Their debut is the most traditional of the band's four albums, but in truth the Prog Folk category is only a flag of convenience, hoisted over the Gjallarhorn page in these Archives because no one has yet defined a sub-genre called Progressive World Music. The group (now defunct) made its home in a Swedish-speaking corner of Finland, while cultivating strong spiritual ties to a much wider span of Nordic myth and history, expressed with a cultural integrity that bands like Dead Can Dance (fellow travelers, but tourists by comparison) only dream about achieving.

Thus, the prominent didgeridoo: an odd choice for instrumental support in a group so far removed from outback Australia, but not unheard of in Scandinavian folk music circles. Here the ancient aerophone functions almost like a second vocalist, in stark contrast to the soaring voice of Jenny Wilhelms, and capable of a growling, coughing virtuosity all its own, sounding like a barely domesticated animal recalling the freedom of its life in the wild.

I had to blush when re-reading that last observation, clearly made while under the album's almost transcendental spell. But I'm letting it stand, as a reflection of the music's hold over a sensitive listener.
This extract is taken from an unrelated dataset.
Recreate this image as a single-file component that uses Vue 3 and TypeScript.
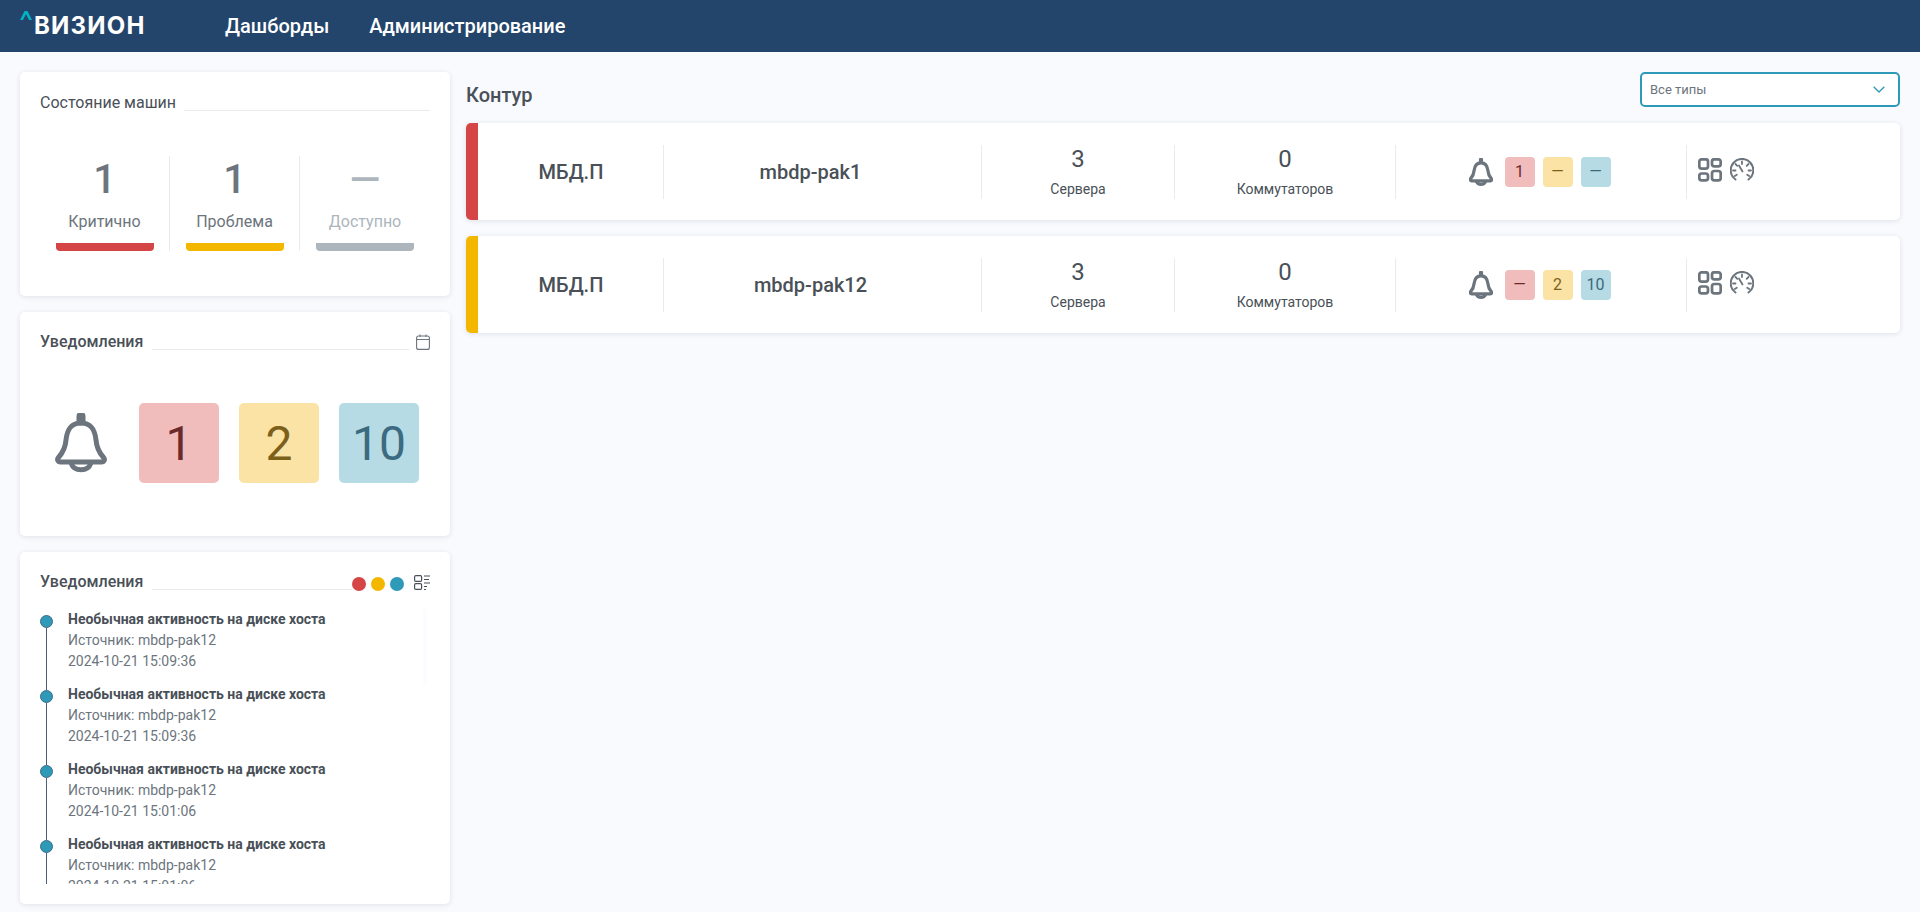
<template>
  <div class="page">
    <svg class="sprite" aria-hidden="true">
      <symbol id="bell" viewBox="0 0 52 60">
        <g fill="none" stroke="currentColor" stroke-linecap="round" stroke-linejoin="round">
          <path d="M26 3v5" stroke-width="9" />
          <path d="M26 10C15 10 12 18 11 27C10.400 35 7.500 40 3.500 44.500C1.700 46.600 2.800 49 5.500 49H46.500C49.200 49 50.300 46.600 48.500 44.500C44.500 40 41.600 35 41 27C40 18 37 10 26 10Z" />
          <path d="M16.500 51C19 58.500 33 58.500 35.500 51" />
        </g>
      </symbol>
      <symbol id="grid" viewBox="0 0 24 24">
        <g fill="none" stroke="currentColor" stroke-width="2.700">
          <rect x="1.300" y="1.300" width="8.700" height="9.400" rx="2.400" />
          <rect x="14" y="1.300" width="8.700" height="7" rx="2.400" />
          <rect x="1.300" y="15.500" width="8.700" height="6.800" rx="2.400" />
          <rect x="14" y="13" width="8.700" height="9.300" rx="2.400" />
        </g>
      </symbol>
      <symbol id="gauge" viewBox="0 0 24 24">
        <g fill="none" stroke="currentColor" stroke-linecap="round">
          <path d="M5.500 21.500A11.300 11.300 0 1 1 18.500 21.500" stroke-width="2.100" />
          <path d="M12 3.500v2.500M5.500 6l1.800 1.800M18.500 6l-1.800 1.800M3 12.500h2.500M18.500 12.500h2.500M4.800 18l2-1.200M19.200 18l-2-1.200" stroke-width="1.800" />
          <path d="M9 7.500l3.500 6" stroke-width="1.800" />
        </g>
      </symbol>
    </svg>

    <header class="topbar">
      <div class="logo">
        <svg class="logo-mark" viewBox="0 0 12 9"><path d="M0 9L4.500 0H7.500L12 9H9L6 3L3 9Z" /></svg>
        <span>ВИЗИОН</span>
      </div>
      <nav class="nav">
        <span>Дашборды</span>
        <span>Администрирование</span>
      </nav>
    </header>

    <main class="content">
      <aside class="sidebar">
        <section class="card state-card">
          <div class="card-head">
            <h3>Состояние машин</h3>
            <div class="head-line"></div>
          </div>
          <div class="stats">
            <div v-for="s in stats" :key="s.label" class="stat" :class="{ muted: s.muted }">
              <div class="stat-num">{{ s.value }}</div>
              <div class="stat-label">{{ s.label }}</div>
              <div class="stat-bar" :class="s.tone"></div>
            </div>
          </div>
        </section>

        <section class="card summary-card">
          <div class="card-head">
            <h3 class="medium">Уведомления</h3>
            <div class="head-line"></div>
            <svg class="calendar" viewBox="0 0 14 16">
              <g fill="none" stroke="currentColor" stroke-width="1.100">
                <rect x="0.600" y="2" width="12.800" height="13.400" rx="2" />
                <path d="M0.600 5.500H13.400M4 0.500V3M10 0.500V3" />
              </g>
            </svg>
          </div>
          <div class="summary">
            <svg class="bell-big"><use href="#bell" /></svg>
            <div v-for="b in summary" :key="b.tone" class="big-badge" :class="b.tone">{{ b.value }}</div>
          </div>
        </section>

        <section class="card feed-card">
          <div class="card-head">
            <h3 class="medium">Уведомления</h3>
            <div class="head-line"></div>
            <div class="dots">
              <i class="dot red"></i>
              <i class="dot yellow"></i>
              <i class="dot blue"></i>
            </div>
            <svg class="list-icon" viewBox="0 0 16 15">
              <g fill="none" stroke="currentColor" stroke-width="1.200">
                <rect x="0.600" y="0.600" width="7" height="5.800" rx="1.200" />
                <rect x="0.600" y="8.600" width="7" height="5.800" rx="1.200" />
                <path d="M10 1h6M10 4.500h5M10 8h6M10 11.500h3M10 14.500h2" />
              </g>
            </svg>
          </div>
          <div class="feed">
            <div class="thumb"></div>
            <div v-for="(n, i) in feed" :key="i" class="feed-item">
              <div class="feed-title">Необычная активность на диске хоста</div>
              <div>Источник: {{ n.source }}</div>
              <div>{{ n.time }}</div>
            </div>
          </div>
        </section>
      </aside>

      <div class="main-col">
        <div class="main-head">
          <h2>Контур</h2>
          <div class="select">
            <span>Все типы</span>
            <svg viewBox="0 0 12 7"><path d="M0.700 0.700L6 6L11.300 0.700" /></svg>
          </div>
        </div>

        <div v-for="r in rows" :key="r.name" class="row" :class="r.tone">
          <div class="cell strong">МБД.П</div>
          <div class="cell strong name">{{ r.name }}</div>
          <div class="cell count">
            <b>{{ r.servers }}</b>
            <span>Сервера</span>
          </div>
          <div class="cell count">
            <b>{{ r.switches }}</b>
            <span>Коммутаторов</span>
          </div>
          <div class="cell alerts">
            <svg class="bell-small"><use href="#bell" /></svg>
            <span class="badge red">{{ r.alerts[0] }}</span>
            <span class="badge yellow">{{ r.alerts[1] }}</span>
            <span class="badge blue">{{ r.alerts[2] }}</span>
          </div>
          <div class="cell actions">
            <svg><use href="#grid" /></svg>
            <svg><use href="#gauge" /></svg>
          </div>
        </div>
      </div>
    </main>
  </div>
</template>

<script setup lang="ts">
interface Stat {
  value: string;
  label: string;
  tone: string;
  muted?: boolean;
}

const stats: Stat[] = [
  { value: '1', label: 'Критично', tone: 'red' },
  { value: '1', label: 'Проблема', tone: 'yellow' },
  { value: '—', label: 'Доступно', tone: 'grey', muted: true }
];

const summary = [
  { value: '1', tone: 'red' },
  { value: '2', tone: 'yellow' },
  { value: '10', tone: 'blue' }
];

const feed = [
  { source: 'mbdp-pak12', time: '2024-10-21 15:09:36' },
  { source: 'mbdp-pak12', time: '2024-10-21 15:09:36' },
  { source: 'mbdp-pak12', time: '2024-10-21 15:01:06' },
  { source: 'mbdp-pak12', time: '2024-10-21 15:01:06' }
];

const rows = [
  { name: 'mbdp-pak1', tone: 'red', servers: 3, switches: 0, alerts: ['1', '—', '—'] },
  { name: 'mbdp-pak12', tone: 'yellow', servers: 3, switches: 0, alerts: ['—', '2', '10'] }
];
</script>

<style>
html,
body {
  background: #f9fafe;
}
</style>

<style scoped>
.page {
  height: 912px;
  overflow: hidden;
  background: #f9fafe;
  font-family: Roboto, "Liberation Sans", sans-serif;
  color: #495057;
}

.sprite {
  position: absolute;
  width: 0;
  height: 0;
}

.topbar {
  height: 52px;
  padding-left: 20px;
  display: flex;
  align-items: center;
  background: #23456b;
  color: #fff;
}

.logo {
  width: 205px;
  display: flex;
  align-items: flex-start;
  font-family: Inter, sans-serif;
  font-size: 24px;
  font-weight: 700;
  line-height: 30px;
  letter-spacing: 1.200px;
}

.logo-mark {
  width: 12px;
  height: 9px;
  margin: 0 2px 0 0;
  fill: #00b3c4;
}

.nav {
  display: flex;
  gap: 40px;
  font-size: 20px;
  font-weight: 500;
}

.content {
  display: flex;
  gap: 16px;
  padding: 20px 20px 0;
}

.sidebar {
  width: 430px;
  flex: none;
  display: flex;
  flex-direction: column;
  gap: 16px;
}

.card {
  box-sizing: border-box;
  background: #fff;
  border-radius: 5px;
  box-shadow: 0 1px 5px rgba(40, 50, 70, 0.12);
  padding: 20px;
}

.state-card,
.summary-card {
  height: 224px;
}

.feed-card {
  height: 352px;
}

.card-head {
  display: flex;
  align-items: flex-end;
  height: 18px;
}

.state-card .card-head {
  margin-top: 1px;
}

.card-head h3 {
  margin: 0 8px 0 0;
  font-size: 16px;
  font-weight: 400;
  line-height: 16px;
  color: #495057;
  white-space: nowrap;
}

.card-head h3.medium {
  font-weight: 500;
  margin-right: 9px;
}

.head-line {
  flex: 1;
  border-bottom: 1px solid #e9ecef;
}

.stats {
  display: flex;
  margin-top: 45px;
}

.stat {
  box-sizing: border-box;
  width: 130px;
  height: 95px;
  position: relative;
  display: flex;
  flex-direction: column;
  align-items: center;
}

.stat:not(:last-child) {
  border-right: 1px solid #e9ecef;
}

.stat-num {
  font-size: 40px;
  font-weight: 500;
  line-height: 48px;
  color: #6c757d;
}

.stat-label {
  margin-top: 8px;
  font-size: 16px;
  line-height: 20px;
  color: #6c757d;
}

.stat.muted .stat-num,
.stat.muted .stat-label {
  color: #adb5bd;
}

.stat-bar {
  position: absolute;
  left: 16px;
  bottom: 0;
  width: 98px;
  height: 8px;
  border-radius: 0 0 4px 4px;
}

.stat-bar.red {
  background: #d64545;
}

.stat-bar.yellow {
  background: #f4b700;
}

.stat-bar.grey {
  background: #adb5bd;
}

.calendar {
  width: 14px;
  height: 16px;
  margin-left: 7px;
  flex: none;
  color: #6c757d;
}

.summary {
  display: flex;
  align-items: center;
  gap: 20px;
  margin-top: 53px;
  padding-left: 15px;
}

.bell-big {
  flex: none;
  width: 52px;
  height: 60px;
  margin-right: 12px;
  color: #6c757d;
  stroke-width: 5;
}

.big-badge {
  flex: none;
  width: 80px;
  height: 80px;
  border-radius: 5px;
  display: flex;
  align-items: center;
  justify-content: center;
  font-size: 48px;
  font-weight: 400;
}

.red.big-badge,
.badge.red {
  background: #f0bcbc;
  color: #6b2b2b;
}

.yellow.big-badge,
.badge.yellow {
  background: #fae3a4;
  color: #7d5f1c;
}

.blue.big-badge,
.badge.blue {
  background: #b6dbe4;
  color: #3c6a80;
}

.dots {
  display: flex;
  margin: 0 10px 0 0;
  gap: 5px;
  position: relative;
  top: 1px;
}

.dot {
  width: 14px;
  height: 14px;
  border-radius: 50%;
}

.dot.red {
  background: #d64545;
}

.dot.yellow {
  background: #f4b700;
}

.dot.blue {
  background: #2e9ab8;
}

.list-icon {
  width: 16px;
  height: 15px;
  flex: none;
  color: #495057;
}

.feed {
  position: relative;
  height: 275px;
  margin-top: 19px;
  overflow: hidden;
  font-size: 14px;
  line-height: 21px;
  color: #6c757d;
}

.thumb {
  position: absolute;
  top: 0;
  right: 3px;
  width: 4px;
  height: 75px;
  background: #fbfcfd;
}

.feed-item {
  position: relative;
  height: 75px;
  padding-left: 28px;
}

.feed-item::before {
  content: "";
  position: absolute;
  left: 0;
  top: 6px;
  box-sizing: border-box;
  width: 13px;
  height: 13px;
  border-radius: 50%;
  background: #2e9ab8;
  border: 1px solid #3d6c86;
}

.feed-item::after {
  content: "";
  position: absolute;
  left: 6px;
  top: 19px;
  bottom: -6px;
  width: 1px;
  background: #4a5f75;
}

.feed-title {
  font-weight: 700;
  color: #495057;
}

.main-col {
  flex: 1;
  display: flex;
  flex-direction: column;
  gap: 16px;
}

.main-head {
  height: 35px;
  display: flex;
  align-items: flex-start;
  justify-content: space-between;
}

.main-head h2 {
  margin: 11px 0 0;
  font-size: 20px;
  font-weight: 500;
  line-height: 24px;
  color: #495057;
}

.select {
  box-sizing: border-box;
  width: 260px;
  height: 35px;
  padding: 0 13px 0 8px;
  display: flex;
  align-items: center;
  justify-content: space-between;
  background: #fff;
  border: 2px solid #2e9ab8;
  border-radius: 5px;
  font-size: 13px;
  color: #6c757d;
}

.select svg {
  width: 12px;
  height: 7px;
  fill: none;
  stroke: #2e9ab8;
  stroke-width: 1.300;
}

.row {
  box-sizing: border-box;
  height: 97px;
  display: grid;
  grid-template-columns: 186px 318px 193px 221px 291px 1fr;
  align-items: center;
  background: #fff;
  border-left: 12px solid;
  border-radius: 5px;
  box-shadow: 0 1px 5px rgba(40, 50, 70, 0.12);
}

.row.red {
  border-left-color: #d64545;
}

.row.yellow {
  border-left-color: #f4b700;
}

.cell {
  box-sizing: border-box;
  height: 54px;
  display: flex;
  align-items: center;
  justify-content: center;
  border-right: 1px solid #e9ecef;
}

.cell:last-child {
  border-right: 0;
}

.strong {
  padding-left: 1px;
  font-size: 20px;
  font-weight: 500;
  color: #495057;
}

.strong.name {
  padding: 0 24px 0 0;
}

.count {
  flex-direction: column;
  justify-content: flex-start;
}

.count b {
  font-size: 24px;
  font-weight: 400;
  line-height: 28px;
}

.count span {
  margin-top: 6px;
  font-size: 14px;
  line-height: 20px;
}

.alerts {
  gap: 8px;
  padding-right: 3px;
}

.bell-small {
  width: 24px;
  height: 28px;
  margin-right: 4px;
  color: #6c757d;
  stroke-width: 7;
}

.badge {
  width: 30px;
  height: 30px;
  border-radius: 4px;
  display: flex;
  align-items: center;
  justify-content: center;
  font-size: 16px;
}

.actions {
  justify-content: flex-start;
  align-items: flex-start;
  gap: 8px;
  padding: 13px 0 0 11px;
  color: #6c757d;
}

.actions svg {
  width: 24px;
  height: 24px;
}
</style>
The delicate ballads ("I Riden Så..."); the urgent prayers for sun and thunder ("Solbön-Âskan"); the medieval folk tunes, minuets, and fables...all combine to keep the distant past alive and vital, in a form no less fresh than they were, centuries ago.

And, as a welcome bonus, the album was re-released in 2002 with an extra track: "Reindeer Dreaming", part of a soundtrack to a documentary film by Antii Haase. The movie follows a tribe of indigenous Australians invited to attend a local arts festival in Finland: a true meeting of far-flung kindred souls, concluding an album that also feels like a surprise visit from close friends you never knew existed.